When entering into contracts on behalf of your business, you may occasionally need to change or add to the contract terms. The most effective way to do this is through a side letter. However, there are a few essential things to remember to ensure your side letter is effective and legally enforceable. This article will explain a side letter, provide examples of how it can be used, and outline the key risks of using a side letter.
What is a Side Letter?
A side letter, or a side agreement, is used in various commercial transactions. The main purpose of a side letter is to clarify the main contract terms. However, a side letter can also add details or change the main contract terms.
When Can I Use a Side Letter?
Suppose Company X is purchasing goods from a supplier, Company Y, on an ongoing basis. They have a master supply agreement that outlines the general terms and conditions of their business relationship, such as pricing, delivery schedules and quality standards. Here, the parties can use a side letter in three different ways.

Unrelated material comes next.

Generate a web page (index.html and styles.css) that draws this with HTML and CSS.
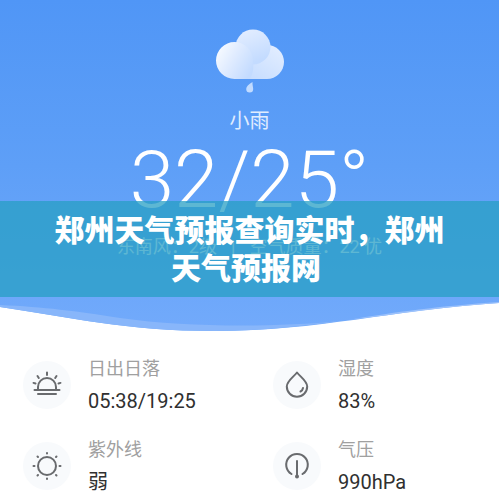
FILE: index.html
```html
<!DOCTYPE html>
<html lang="zh-CN">
<head>
<meta charset="utf-8">
<meta name="viewport" content="width=device-width, initial-scale=1">
<title>郑州天气预报</title>
<link rel="stylesheet" href="styles.css">
</head>
<body>
<main>
  <section class="hero">
    <svg class="cloud" viewBox="0 0 68 64" aria-hidden="true">
      <defs>
        <linearGradient id="back" x1="0" y1="0" x2="0.4" y2="1">
          <stop offset="0" stop-color="#e6efff"/>
          <stop offset="1" stop-color="#c3dbff"/>
        </linearGradient>
        <linearGradient id="front" x1="0" y1="0.1" x2="1" y2="0.7">
          <stop offset="0" stop-color="#fbfdff"/>
          <stop offset="0.5" stop-color="#dfebff"/>
          <stop offset="1" stop-color="#c3dbff"/>
        </linearGradient>
        <linearGradient id="side" x1="0" y1="1" x2="0.8" y2="0">
          <stop offset="0" stop-color="#c3dbff"/>
          <stop offset="1" stop-color="#e2edff"/>
        </linearGradient>
      </defs>
      <path fill="url(#side)" d="M26 50h25a17 17 0 1 0 0-34L34 25z"/>
      <circle cx="37" cy="18" r="17.500" fill="url(#back)"/>
      <path fill="url(#front)" d="M18.500 13a18.500 18.500 0 0 0 0 37H34c3-5 4-11 3-18.500A18.500 18.500 0 0 0 18.500 13z"/>
      <path fill="#c1dbff" d="M36.500 53c-4 2.500-6.300 4.500-6.300 7a3.500 3.500 0 0 0 7 0c0-2-.9-4-.7-7z"/>
    </svg>
    <p class="condition">小雨</p>
    <p class="temperature">32/25°</p>
    <p class="summary">东南风：2级<span class="divider">|</span>空气质量：22 优</p>
    <h1 class="banner">郑州天气预报查询实时，郑州<br>天气预报网&nbsp;</h1>
    <svg class="wave" viewBox="0 0 499 34" preserveAspectRatio="none" aria-hidden="true">
      <path fill="#fff" d="M0 10C70 20 125 34 215 34C320 34 390 13 499 6V34H0z"/>
      <path fill="#88b6fa" d="M0 10C70 20 125 34 215 34C255 34 300 30 340 24C280 30 190 31 120 21C75 14 45 10 0 8z"/>
      <path fill="#9dc2fb" d="M348 23C400 17 440 10 499 6V5C440 9 395 15 348 23z"/>
    </svg>
  </section>
  <dl class="details">
    <div class="item">
      <svg class="icon" viewBox="0 0 48 48" aria-hidden="true">
        <circle class="disc" cx="24" cy="24" r="24"/>
        <path d="M11.500 29h25M15 33h18M15 29v-3a9 9 0 0 1 18 0v3M24 14v-2.500M15.800 17l-1.300-2M32.200 17l1.300-2M12.500 22.500l-2-.6M35.500 22.500l2-.6"/>
      </svg>
      <div class="reading"><dt>日出日落</dt><dd>05:38/19:25</dd></div>
    </div>
    <div class="item">
      <svg class="icon" viewBox="0 0 48 48" aria-hidden="true">
        <circle class="disc" cx="24" cy="24" r="24"/>
        <path d="M24 11.500C20.500 16 13.800 20 13.800 25.500a10.200 10.200 0 0 0 20.400 0C34.200 20 27.500 16 24 11.500zM30 27q-.4 2.500-2.500 3.500"/>
      </svg>
      <div class="reading"><dt>湿度</dt><dd>83%</dd></div>
    </div>
    <div class="item">
      <svg class="icon" viewBox="0 0 48 48" aria-hidden="true">
        <circle class="disc" cx="24" cy="24" r="24"/>
        <circle cx="24" cy="24" r="9"/>
        <path d="M24 11.500v-.6M24 36.500v.6M11.500 24h-1M36.500 24h1M15 15l-.5-.5M33 15l.5-.5M15 33l-.5.5M33 33l.5.5"/>
      </svg>
      <div class="reading"><dt>紫外线</dt><dd>弱</dd></div>
    </div>
    <div class="item">
      <svg class="icon" viewBox="0 0 48 48" aria-hidden="true">
        <circle class="disc" cx="24" cy="24" r="24"/>
        <path d="M18.500 32a10.800 10.800 0 1 1 11 0M24 19v15"/>
        <circle class="bulb" cx="24" cy="34.500" r="1"/>
      </svg>
      <div class="reading"><dt>气压</dt><dd>990hPa</dd></div>
    </div>
  </dl>
</main>
</body>
</html>
```
FILE: styles.css
```css
* {
  box-sizing: border-box;
}

body {
  margin: 0;
  background: #fff;
  font-family: Roboto, "Noto Sans CJK SC", sans-serif;
  overflow-x: hidden;
}

p,
h1,
dl,
dd {
  margin: 0;
}

.hero {
  position: relative;
  display: flex;
  flex-direction: column;
  align-items: center;
  padding-top: 29px;
  background: linear-gradient(#5096f6, #5e9ff7 50%, #72aafb);
  color: #fff;
}

.cloud {
  width: 68px;
  height: 64px;
}

.condition {
  margin-top: 13px;
  font-size: 20px;
  line-height: 30px;
  color: #e0edff;
}

.temperature {
  font-size: 80px;
  font-weight: 300;
  line-height: 88px;
}

.summary {
  margin-top: 11px;
  font-size: 18px;
  line-height: 24px;
  white-space: nowrap;
}

.divider {
  margin: 0 14px;
}

.banner {
  position: absolute;
  top: 201px;
  left: 0;
  width: 100%;
  padding: 8px 0 12px;
  background: rgba(39, 159, 196, 0.75);
  font-size: 30px;
  font-weight: 900;
  font-family: "Noto Sans CJK SC", sans-serif;
  line-height: 38px;
  text-align: center;
}

.wave {
  display: block;
  width: 100%;
  height: 34px;
  margin-top: 38px;
}

.details {
  display: grid;
  grid-template-columns: 1fr 1fr;
  gap: 17px 24px;
  padding: 24px 0 0 23px;
}

.item {
  display: flex;
  align-items: flex-start;
  gap: 17px;
}

.icon {
  flex: none;
  width: 48px;
  height: 48px;
  margin-top: 6px;
  fill: none;
  stroke: #696b6e;
  stroke-width: 2;
  stroke-linecap: round;
  stroke-linejoin: round;
}

.disc {
  fill: #f8fafc;
  stroke: none;
}

.bulb {
  fill: #696b6e;
}

dt {
  font-size: 18px;
  line-height: 28px;
  color: #a0a0a0;
}

dd {
  font-size: 20px;
  line-height: 36px;
  color: #303030;
}
```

1. Clarifying Terms of a Master Agreement
A side letter can clarify specific details of the master supply agreement. For example, the master supply agreement could include an obligation on Company Y to use “all reasonable endeavours” to deliver the goods on time. The parties may use a side letter to confirm what “all reasonable endeavours” means in the context of their agreement.

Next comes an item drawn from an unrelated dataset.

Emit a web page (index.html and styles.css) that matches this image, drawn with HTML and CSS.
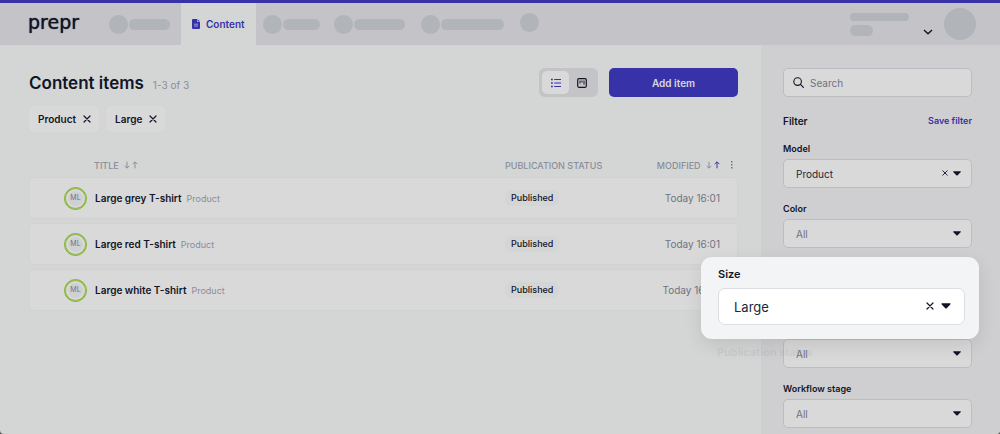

2. Vary a Master Agreement
A side letter can vary the master supply agreement. For example, the ordering process outlined in the master supply agreement could be the standard process used by the supplier, Company Y. However, the parties may use a side letter to change this ordering process.
3. Supplement a Master Agreement
A side letter can supplement the master supply agreement. Side letters are often used to supplement a main agreement where multiple parties are involved in a transaction. For example, Company Z may be a logistics and repair service provider that Company X uses to handle product shipments and manage customer returns. A side letter could be drafted between Company X, Company Y and Company Z to cover additional transaction terms, such as warranties, returns and logistics support involving the third-party service provider, Company Z.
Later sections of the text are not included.